■ Written instruction ■
Lift out all lines below that contain "React".
***
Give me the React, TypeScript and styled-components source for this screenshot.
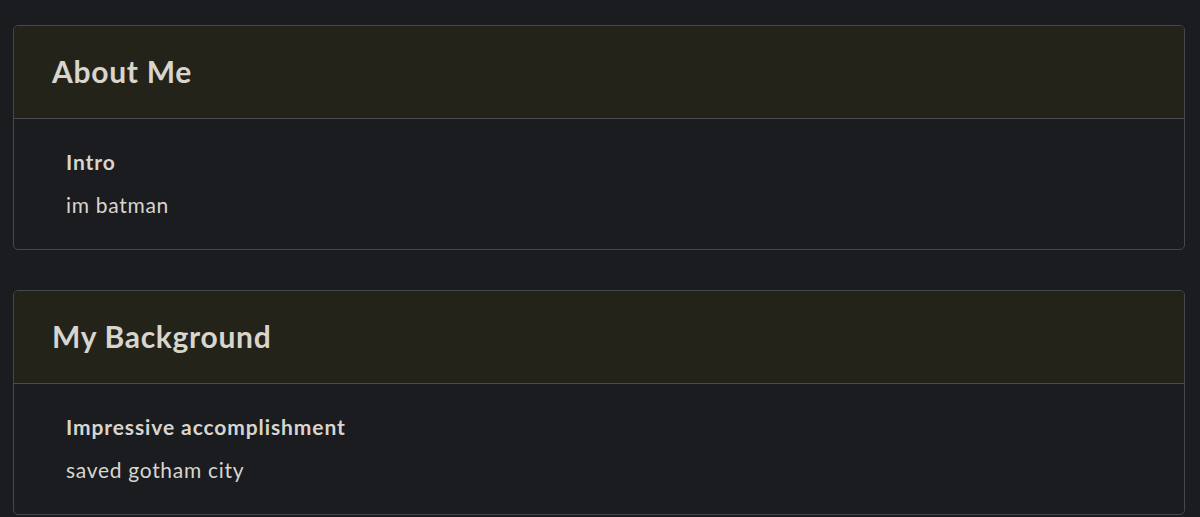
import React from 'react';
import styled, {createGlobalStyle} from "styled-components";

const GlobalStyle = createGlobalStyle`
    html, body {
        margin: 0;
        background: #1b1c1f;
    }
    body {
        font-family: Lato, "Noto Sans", sans-serif;
        color: #d8d5ce;
    }
`;

const Page = styled.div`
    display: flex;
    flex-direction: column;
    gap: 40px;
    padding: 25px 15px 0 13px;
`;

const Card = styled.section`
    border: 1px solid #45474a;
    border-radius: 5px;
    overflow: hidden;
`;

const CardHeader = styled.div`
    height: 93px;
    display: flex;
    align-items: center;
    padding: 0 0 3px 38px;
    box-sizing: border-box;
    background: #23231a;
    border-bottom: 1px solid #4a4c4d;
`;

const Title = styled.h2`
    margin: 0;
    font-size: 30px;
    font-weight: 700;
    letter-spacing: 0.7px;
    color: #d8d5ce;
`;

const CardBody = styled.div`
    padding: 28px 52px 29px;
`;

const Label = styled.div`
    font-size: 21px;
    font-weight: 700;
    letter-spacing: 0.9px;
    line-height: 30px;
    margin-bottom: 13px;
`;

const Value = styled.div`
    font-size: 21px;
    letter-spacing: 0.7px;
    line-height: 30px;
`;

type Field = { label: string; value: string };

const sections: { title: string; fields: Field[] }[] = [
    {title: 'About Me', fields: [{label: 'Intro', value: 'im batman'}]},
    {title: 'My Background', fields: [{label: 'Impressive accomplishment', value: 'saved gotham city'}]},
];

const App: React.FC = () => (
    <>
        <GlobalStyle/>
        <Page>
            {sections.map(s => (
                <Card key={s.title}>
                    <CardHeader>
                        <Title>{s.title}</Title>
                    </CardHeader>
                    <CardBody>
                        {s.fields.map(f => (
                            <div key={f.label}>
                                <Label>{f.label}</Label>
                                <Value>{f.value}</Value>
                            </div>
                        ))}
                    </CardBody>
                </Card>
            ))}
        </Page>
    </>
);

export default App;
***
■ Result ■
Give me the React, TypeScript and styled-components source for this screenshot.
import React from 'react';
const App: React.FC = () => (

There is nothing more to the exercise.